The similarity of the eastward shift in the zonal stream function during global warming and strong El Niño events may indicate a common forcing mechanism for these shifts. Several studies have shown that the ENSO non-linearity is caused by the atmospheric response to SST anomalies (Kang and Kug 2002; Philip and van Oldenborgh 2009; Frauen and Dommenget 2010), in particular the eastward shift of strong El Niño events (Dommenget et al. 2013). Thus the atmosphere responds with an eastward shift to SST warming. Under global warming the enhanced hydrological cycle to first order leads to a horizontally homogenous but vertically enhanced warming. This warming trend is also associated with an eastward shift, indicating that horizontally homogenous and vertically enhanced warming patterns, as in both global warming trend and during El Niño, may induce an eastward shift of the zonal circulation cell over the Pacific.

The prominent changes in the modes of variability under global warming are an eastward shift from the Indian Ocean to the central Pacific of EOF-1 and a shift towards larger scale variability. EOF-1 is associated with ENSO variability and has a positive (El Niño-like) trend under global warming. After removing the trend associated with EOF-1, two-third of the trends vanishes over the Pacific, i.e. are related to more El Niño-like conditions.

Most of the individual climate models predict a weakening and an eastward shift of the Walker Circulation under global warming. However a minority of models show no significant trends and some even predict a strengthening and westward shift. This indicates that the homogeneous warming, which can only weaken the Walker Circulation in a warmer climate, can’t be the dominant mechanism in all climate models. The inhomogeneous warming seems to be the dominant mechanism in the models with a strengthening Walker Circulation, as this mechanism can act in general in both directions, either weakening or strengthening the Walker Circulation.
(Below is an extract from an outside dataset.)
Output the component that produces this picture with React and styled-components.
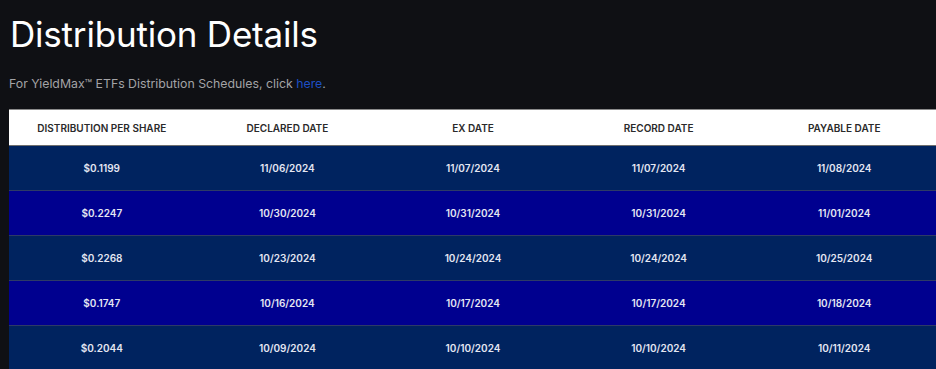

In the ERA Interim reanalysis data we found a strengthening of the Walker Circulation and westward shift over the last three decades. In recent literature there is a debate about the changes of the Walker Circulation over the last decades: Analysing observations and model runs forced with observed SST and/or greenhouse gas concentrations the studies of Sohn and Park (2010), Meng et al. (2011), Luo et al. (2012) and L’Heureux et al. (2013) found a strengthening of the Walker Circulation. These studies explain the strengthening with a more La Niña-like SST warming or a stronger warming over the Indian Ocean than over the Pacific over the last decades. But several other studies found a weakening of the Walker Circulation over much longer periods (Vecchi et al. 2006; Power and Kociuba 2010; Yu and Zwiers 2010; Tokinaga et al. 2012a, b; DiNezio et al. 2013), consistent with the homogeneous warming mechanism mentioned in the introduction. A recent study by Solomon and Newman (2012) found out that there are large discrepancies in the SST trends over the Indo-Pacific in the different observed data sets, which are caused by different representations of El Niño in these observed data sets. A second problem is the distinction between externally forced trends and internal variability in relative short records, so that Power and Kociuba (2011) conclude, that external forcing accounts for 30–70 % of the observed Walker Circulation changes over the entire 20C, with internal variability making up the rest. To sum up: due to relative short records it is difficult to say what part of the trend in ERA Interim reanalysis data is caused by global warming, by natural variability or even is just a measure uncertainty.

With the opposite direction between the predicted trend in the CMIP MMMs and the trends of the recent decades in ERA Interim, there are two conclusions possible: One conclusion could be that the trend in ERA Interim is mostly due to increased greenhouse gases and the CMIP MMMs predict the wrong sign of the forced response. The other conclusion is that the trends in ERA Interim are dominated by natural decadal variations of ENSO variability and that under global warming the Walker Circulation will shift eastward and weaken, as the CMIP models predict. We think this latter explanation is quite likely, as both CMIP MMMs predict it and the dominant mode of variability exhibits strong decadal trends in Fig. 11. Nevertheless, both possible conclusions have one important thing in common: a large part of the Walker Circulation trend follows a pre-existing mode of variability, thus can be described to some extend as more El Niño-like or more La Niña-like. We have to keep in mind that the ENSO response of the climate models under global warming is still quite uncertain (e.g. Latif and Keenlyside 2009), but the MMMs of climate models carried out for the IPCC AR4 and AR5 predict a more El Niño-like response and therefore an eastward shift and weakening of the Walker Circulation in future climate.